Work instructions
Take every line where the string "styles" appears and copy it.

'''

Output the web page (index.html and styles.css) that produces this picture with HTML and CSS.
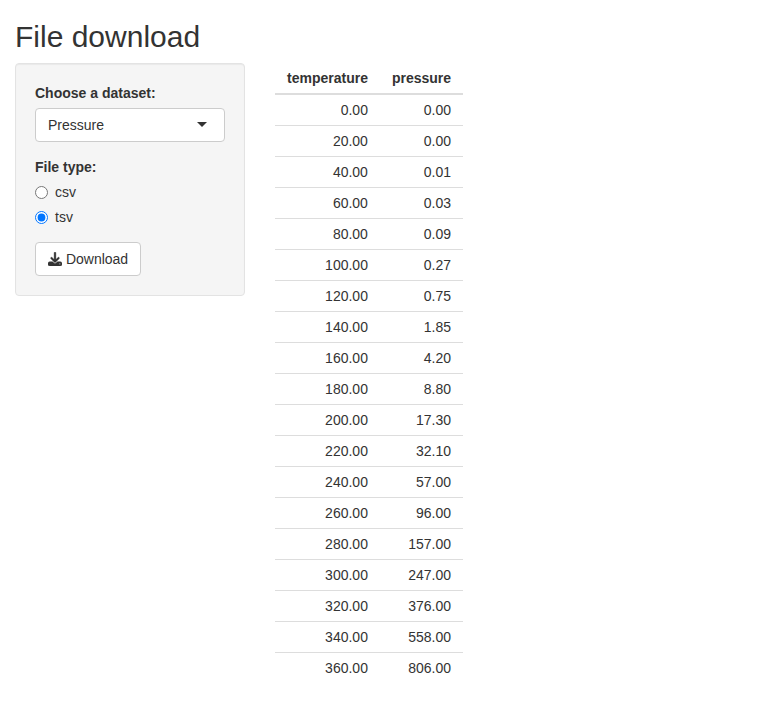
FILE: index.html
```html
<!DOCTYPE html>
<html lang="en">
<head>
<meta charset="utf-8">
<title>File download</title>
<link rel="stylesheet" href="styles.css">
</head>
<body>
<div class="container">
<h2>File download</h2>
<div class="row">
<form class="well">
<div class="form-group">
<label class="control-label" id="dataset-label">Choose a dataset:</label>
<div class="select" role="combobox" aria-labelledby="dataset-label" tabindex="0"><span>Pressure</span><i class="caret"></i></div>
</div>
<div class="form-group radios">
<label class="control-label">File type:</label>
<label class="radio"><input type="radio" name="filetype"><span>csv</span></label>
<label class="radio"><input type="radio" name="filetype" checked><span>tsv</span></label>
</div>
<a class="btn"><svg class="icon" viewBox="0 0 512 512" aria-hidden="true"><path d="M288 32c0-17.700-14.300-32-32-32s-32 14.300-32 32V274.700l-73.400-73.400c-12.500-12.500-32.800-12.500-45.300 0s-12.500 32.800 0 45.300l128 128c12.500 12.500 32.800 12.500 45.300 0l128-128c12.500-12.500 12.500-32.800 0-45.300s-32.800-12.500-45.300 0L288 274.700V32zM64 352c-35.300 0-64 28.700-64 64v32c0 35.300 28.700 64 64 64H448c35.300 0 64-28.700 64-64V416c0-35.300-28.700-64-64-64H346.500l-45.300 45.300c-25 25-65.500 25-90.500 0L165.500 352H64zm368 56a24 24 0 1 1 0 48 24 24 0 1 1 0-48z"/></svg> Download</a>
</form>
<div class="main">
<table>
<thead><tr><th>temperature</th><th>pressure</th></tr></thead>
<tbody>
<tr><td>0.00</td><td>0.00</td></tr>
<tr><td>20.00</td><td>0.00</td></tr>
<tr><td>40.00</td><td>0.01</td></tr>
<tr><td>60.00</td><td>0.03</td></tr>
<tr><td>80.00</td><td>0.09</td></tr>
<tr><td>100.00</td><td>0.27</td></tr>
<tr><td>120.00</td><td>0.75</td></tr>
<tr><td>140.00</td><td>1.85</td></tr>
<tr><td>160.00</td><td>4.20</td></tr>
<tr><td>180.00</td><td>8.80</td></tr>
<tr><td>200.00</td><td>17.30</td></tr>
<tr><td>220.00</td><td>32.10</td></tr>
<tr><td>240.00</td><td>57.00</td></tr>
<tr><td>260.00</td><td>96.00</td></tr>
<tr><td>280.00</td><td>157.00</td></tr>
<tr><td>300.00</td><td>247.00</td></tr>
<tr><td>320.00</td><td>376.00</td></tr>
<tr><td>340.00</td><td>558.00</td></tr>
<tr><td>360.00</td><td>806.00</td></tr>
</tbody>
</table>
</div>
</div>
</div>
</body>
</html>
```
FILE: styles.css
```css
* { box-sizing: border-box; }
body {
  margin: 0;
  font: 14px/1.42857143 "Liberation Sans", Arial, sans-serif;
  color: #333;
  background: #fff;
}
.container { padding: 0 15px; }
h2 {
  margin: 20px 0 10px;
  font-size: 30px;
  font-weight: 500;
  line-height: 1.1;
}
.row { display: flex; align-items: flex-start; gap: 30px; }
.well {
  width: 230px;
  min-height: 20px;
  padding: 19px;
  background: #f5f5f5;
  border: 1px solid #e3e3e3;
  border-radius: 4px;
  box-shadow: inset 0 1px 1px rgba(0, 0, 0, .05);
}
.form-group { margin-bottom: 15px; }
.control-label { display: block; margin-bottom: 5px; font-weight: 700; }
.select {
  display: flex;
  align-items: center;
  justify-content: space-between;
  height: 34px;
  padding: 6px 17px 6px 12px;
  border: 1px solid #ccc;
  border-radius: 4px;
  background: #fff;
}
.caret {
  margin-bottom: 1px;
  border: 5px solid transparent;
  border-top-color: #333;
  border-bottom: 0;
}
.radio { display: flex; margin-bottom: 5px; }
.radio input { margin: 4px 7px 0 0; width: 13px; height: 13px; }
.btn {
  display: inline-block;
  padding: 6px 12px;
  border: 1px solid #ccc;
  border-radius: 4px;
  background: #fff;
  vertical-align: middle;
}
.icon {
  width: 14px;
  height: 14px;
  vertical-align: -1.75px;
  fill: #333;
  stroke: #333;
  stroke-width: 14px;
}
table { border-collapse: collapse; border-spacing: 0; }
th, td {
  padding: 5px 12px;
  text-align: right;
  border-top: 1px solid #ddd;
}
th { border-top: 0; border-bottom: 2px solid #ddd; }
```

'''

Exercise answer
Output the web page (index.html and styles.css) that produces this picture with HTML and CSS.
<link rel="stylesheet" href="styles.css">
FILE: styles.css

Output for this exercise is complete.